It seems like every edition of FCI covers some aspect of floor preparation. "Why is that?" one may ask. Other than the installation of the product itself, floor preparation and the way flooring products are removed are one among the most important factors for a successful installation. With the current technology available today, the removal of existing flooring surfaces is becoming much easier than days past. There are the ride on type removal systems, the self- propelled walk behind machines, scarifying discs, winch type systems, chemical removers, shot blasters, and a myriad of others. The advantages of the mechanical removal systems, without a doubt outweigh the manual hand scrapers.
But what about the installer who is doing an installation where all these products may not be available to them, where price may be a factor, as these removal products come with a price, some as much as a high priced automobile? There are a number of flooring supply distributors who rent removal systems and rental facilities that also have removal systems. In this issue we will discuss some of the procedures involved with the removal of flooring products that relate to both residential and commercial installations.
For glue down installations, mechanical removal is the preferred method. Which system you use will need to be determined. Will the removal be during business hours or when the facility is unoccupied? Will the machinery involve a lot of noise or some exhaust emissions in an occupied area? If so, a winch type system or electric system may be more advantageous. Address these concerns prior to starting the job, as it will save you the headaches of having to confront them with an angry building manager over noise and emission issues.
When removing glue direct carpet, the installer must address the existing adhesive. If during removal the adhesive is removed, no problem, but if the adhesive is left on the floor, it will have to be removed prior to new glue direct. Why? Many older glue direct installations were installed with solvent-based adhesives. With adhesives becoming more environmentally friendly, the solvents have been replaced with water. Remember, water and solvents don't mix; therefore you have incompatibility of the two adhesives. You're bond is only as strong as the weakest link, in this case the adhesives being the weak link.
There are liquid removers, scarifying discs and shot blasters on the market that can be used for the removal of adhesives. Make sure to contact the manufacturer of the floor covering and the adhesive manufacturer to determine if liquid removers are acceptable to use. There are liquid removers that leave a residue that may affect the new adhesive. Also, make sure that you have the proper disposal containers at the job site with this type of removal, as it can get messy. If you are going to be walking across areas that have floor coverings that are not going to be replaced, make sure to cover these areas to prevent any contamination from shoes or spillage.

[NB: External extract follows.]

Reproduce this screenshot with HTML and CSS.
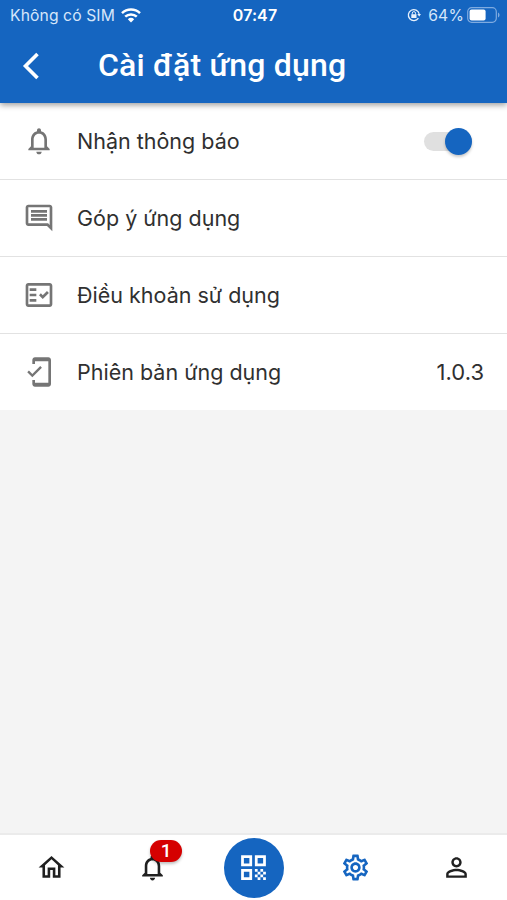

Another reason to remove the existing adhesive is for the proper amount of adhesive spread rate. With old adhesive residue, the proper amount of adhesive cannot be applied if there are ridges from the old adhesive. There are installers that leave the old adhesive and find that when they use the proper notched trowel, it leaves too much of the new adhesive, so in turn they will use a smaller notched trowel or even the smooth side of the trowel to maintain what they feel is a decent spread rate of adhesive; this is not the proper installation method.
Resilient flooring covers a broad spectrum of floors. Some of the floors installed prior to the late '80s contained asbestos in the backing products or adhesives (black cut back). Prior to removal, a small sample the size of a quarter can be taken to a lab for testing. If you do not have a contact for a lab, contact your local OSHA office for names and phone numbers. Testing by a lab is the only way to determine asbestos containing materials. If you don't know if the product contains asbestos, always assume that it does and have it tested. The initial cost to find out is inexpensive compared to what could potentially lead to heavy fines and litigation.
On a concrete substrate, if the product contains asbestos and cannot be embossed, have an asbestos abatement company take on the responsibility for the removal, but find out what type of removal system was used, as many of the abatement companies use solvents for the removal of the old adhesives which can affect the new adhesive. Most manufacturers of resilient flooring have specific guidelines to follow for the removal of their products and have installation manuals available. The procedures for resilient vary as some flooring installations can be embossed or an underlayment installed over the top of an existing resilient floor covering.
When bidding floor removal, there are always the unknown factors that have to be considered when putting the bid together. How easy will the product come up and how easy will it be to remove the adhesive? Where and how to dispose of the flooring after removal. Unfortunately, too many jobs get bid improperly, and the result is that shortcuts take precedence over proper floor removal and preparation due to time and monetary constraints. An installer, retailer, or estimator may not plan to use a mechanical means of removal and bid a job thinking that it can be removed manually, just to find out that when the time for the actual removal occurs, mechanical is the only way to remove the floor coverings. This is where one would generally "lose their shorts" on a job due to the costs of renting or contracting mechanical removal, and from this point the entire job is installed with the thought of cutting corners and making up for lost revenue instead of a quality installation. A pre-bid inspection of the site and pulling up of an inconspicuous corner can help in determining the difficulty of the pull up.
Safety is extremely important. Here is a list of some items an installer should have: first aid kit, safety glasses, work gloves, shoe protectors, kneepads, air moving equipment, properly maintained equipment, dust masks or respirators, noise protectors, shop vacuums, caution tape and fire extinguisher (for propane powered equipment).